The banking industry has provided an answer and the answer is “No!”

The banks have beaten down the accounting industry: “Banks Force Retreat on Fair-Value Plan” is the title in the print edition of the January 26, 2011 Wall Street Journal; “Retreat on ‘Marking to Market’” is the title in the electronic edition. (

“Accounting rule makers, bowing to an intense lobbying campaign, took a key step Tuesday to reverse a controversial proposal that would have required banks to use market prices rather than cost in order to value the loans they hold on their balance sheets.

The debate over the proposal is the latest chapter in a battle pitting investors who wanted better disclosure of the value of bank’s assets against the banks themselves. Banks have argued against so-called fair-value accounting, saying market prices would have left them at the mercy of volatile markets and could have caused additional strain during the financial crisis.”

The banking industry is still back in the middle ages. And, this is just what Tilman is arguing about.

To Tilman, the “golden age” of banking was when commercial banks worked with a “Static Model” of banking. Banks lived off the “carry trade”: because of highly restricted and regulated banking markets, banks operated in quasi-monopoly positions where they could earn relatively high returns on the loans they made and pay zero or close to zero on the deposits they attracted, providing them with a “lusty” net interest margin (NIM). Their model was static because they could originate loans or buy securities and hold them until they matured. Marking to market was not an issue. Credit risk was the only real risk bank lenders had to be worried about.
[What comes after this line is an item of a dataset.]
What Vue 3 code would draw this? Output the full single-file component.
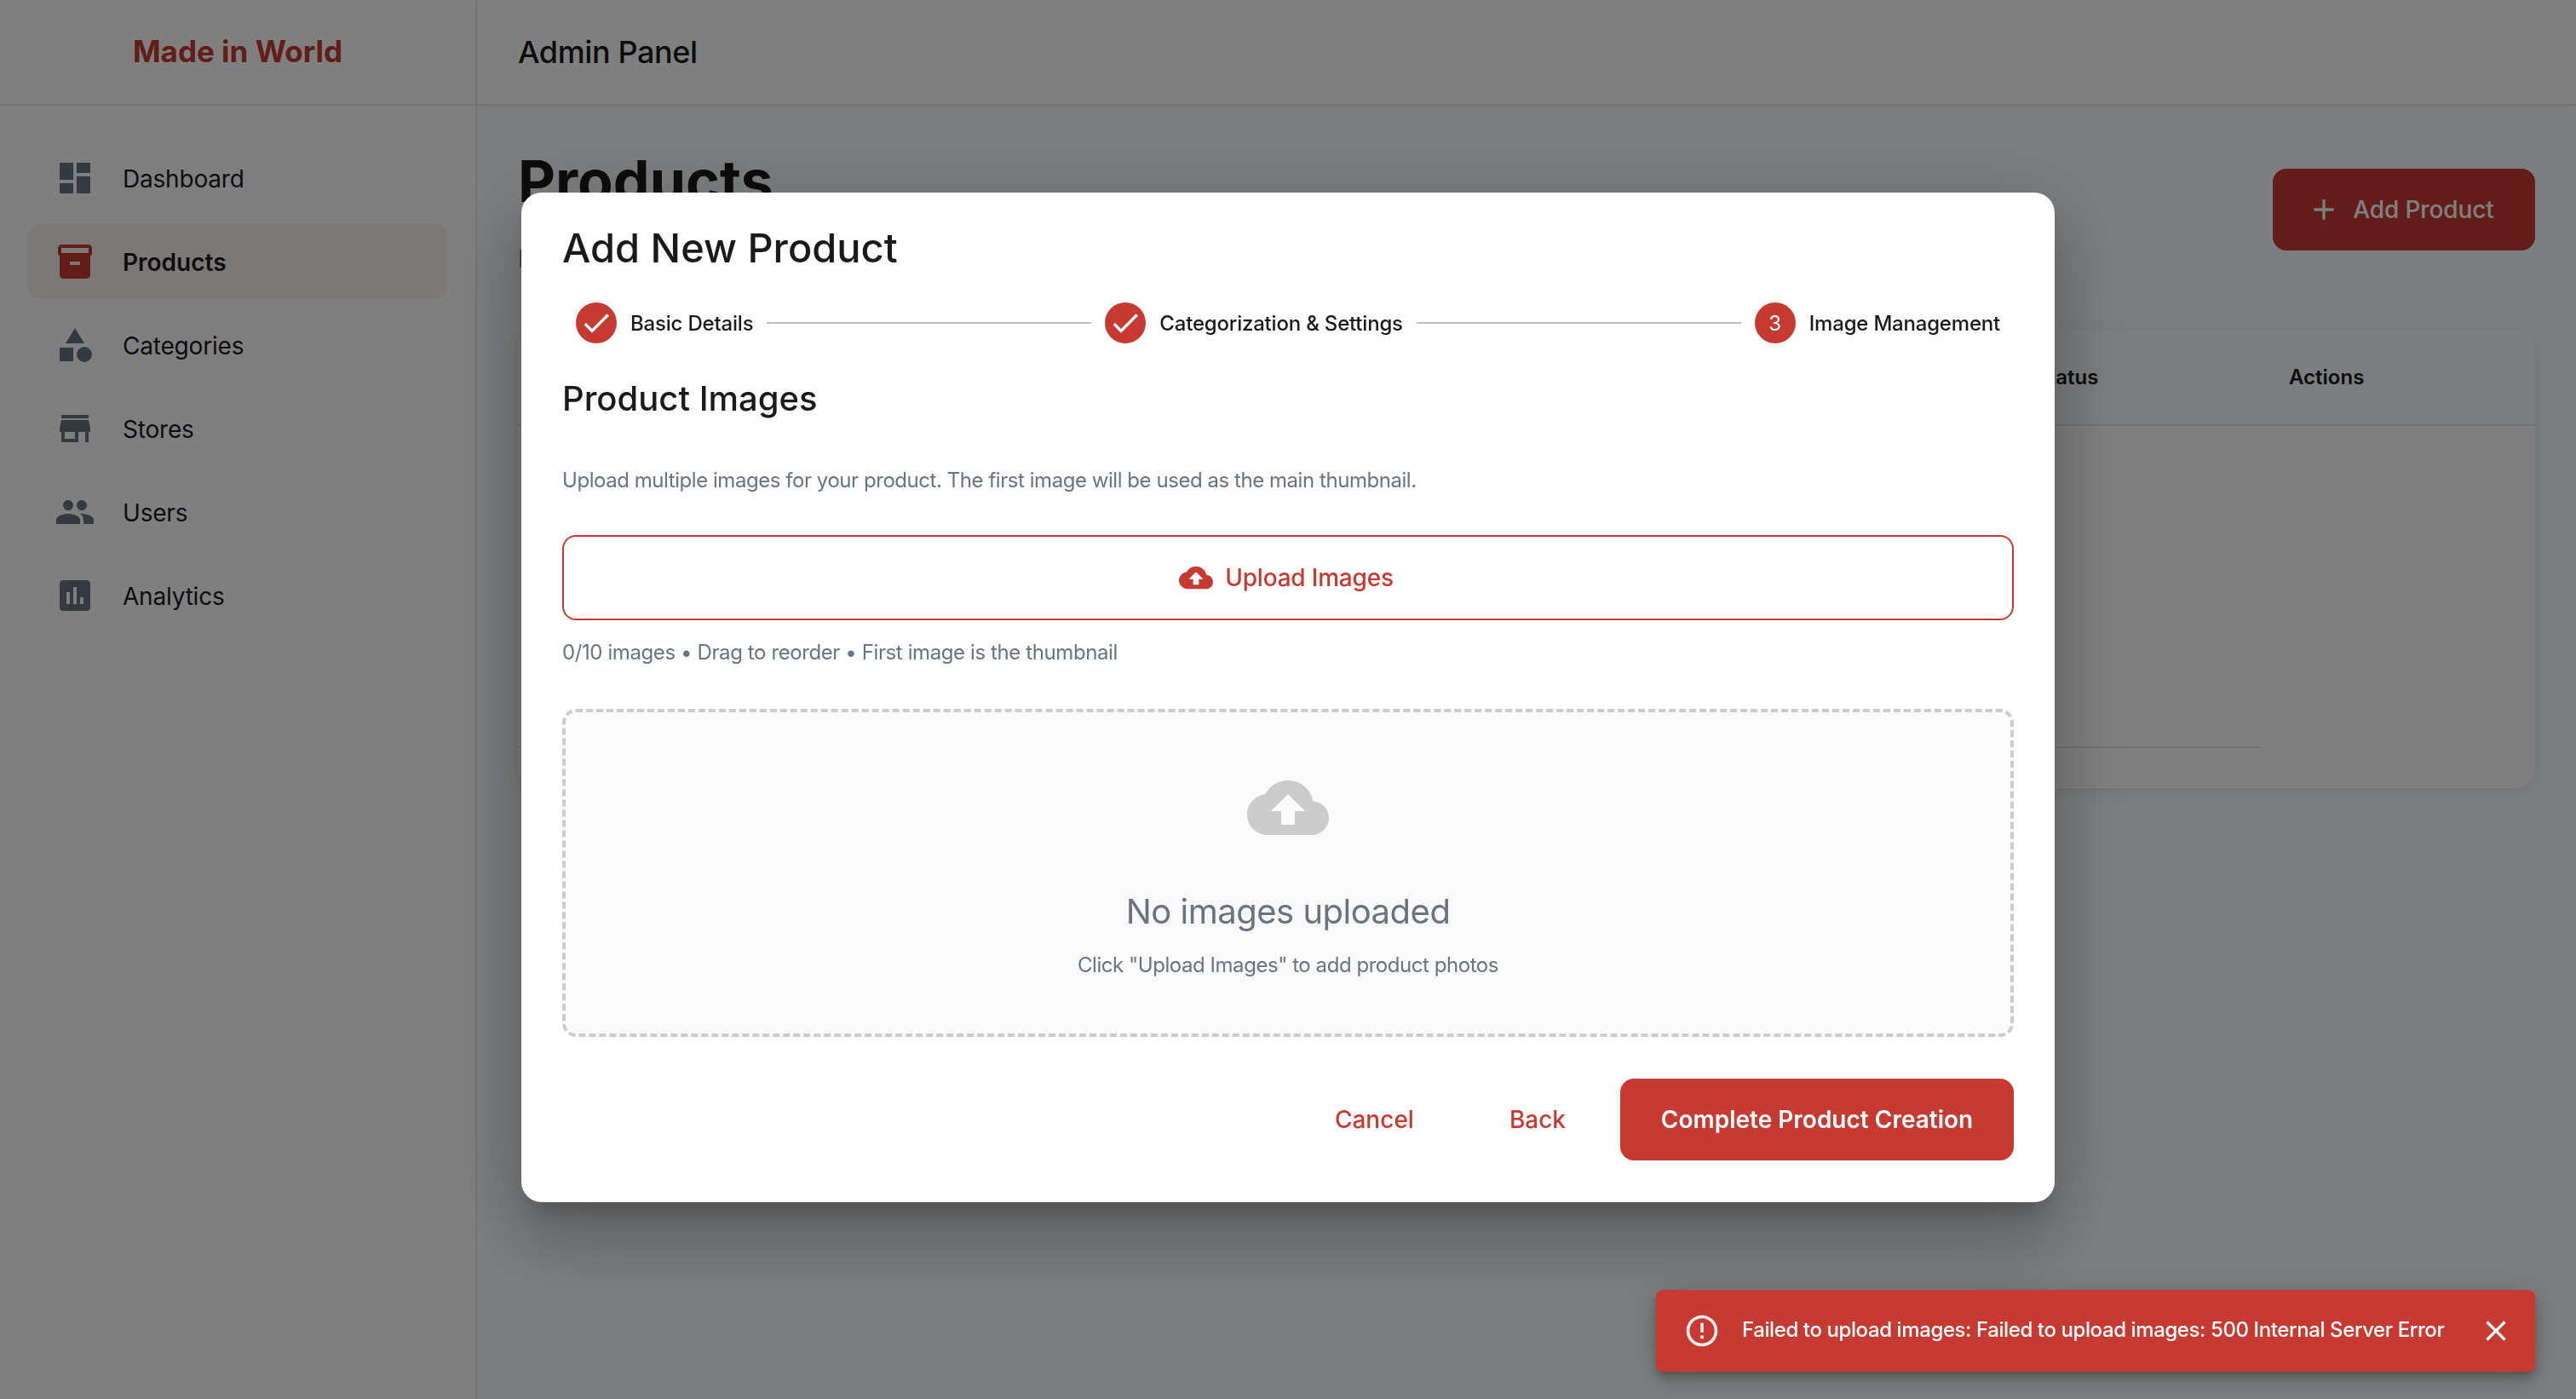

Today a “Dynamic Model” of banking exists and the transition to this dynamic model was horrendous. The “buy and hold” strategy could no longer work. In the late 1960s, interest rates began to rise. In the 1970s, declining NIMs became a major problem and the banks countered the declining margins by moving into fee income. In the 1980s all hell broke loose as NIMs practically vanished and banks began diversifying into other assets in order to generate returns that justified their existence.

Banks did not adjust their thinking in terms of risk management during this time period. As Tilman describes in his book, as commercial banks moved into Principal Investments (α-type investments) and investments exhibiting Systematic Risks (β-type investments) their risk management knowledge and skills lagged far behind the dynamic changes that were taking place in financial markets.

On top of this commercial banks continued to add leverage to their balance sheets as a means of generating another 5 or 10 basis points or more to their return on equity.

When the cookie began to crumble, it became obvious that financial institutions had mis-managed their risk exposure and had leveraged-up to such a degree that there was little or no way to keep the cookie together. The industry had to be bailed out.

In the modern world where the “Dynamic Model” of financial management rules, the “buy-and-hold” philosophy that applied to the “Static Model” of banking is legacy.

By getting rid of “Mark-to-Market” the banking industry is kidding itself and just setting itself
up for future trauma. It is hiding its head in the sand and pretending that the world has not changed.

The world has changed. Net interest margins are not what they once were. Buy-and-hold policies are not realistic. And financial leverage is going to be more severely regulated. So who is going to manage risk if it is hidden on the balance sheet?

My advice to bank managements: mark your portfolios to market. You don’t have to, but, for once, “get real.” If you are going to buy risky long term investments…accept the fact that they are subject to interest rate risk…and credit risk. You don’t get the return unless you assume something to justify the extra return. Who are you fooling by not marking-them-to-market? You are only kidding yourselves.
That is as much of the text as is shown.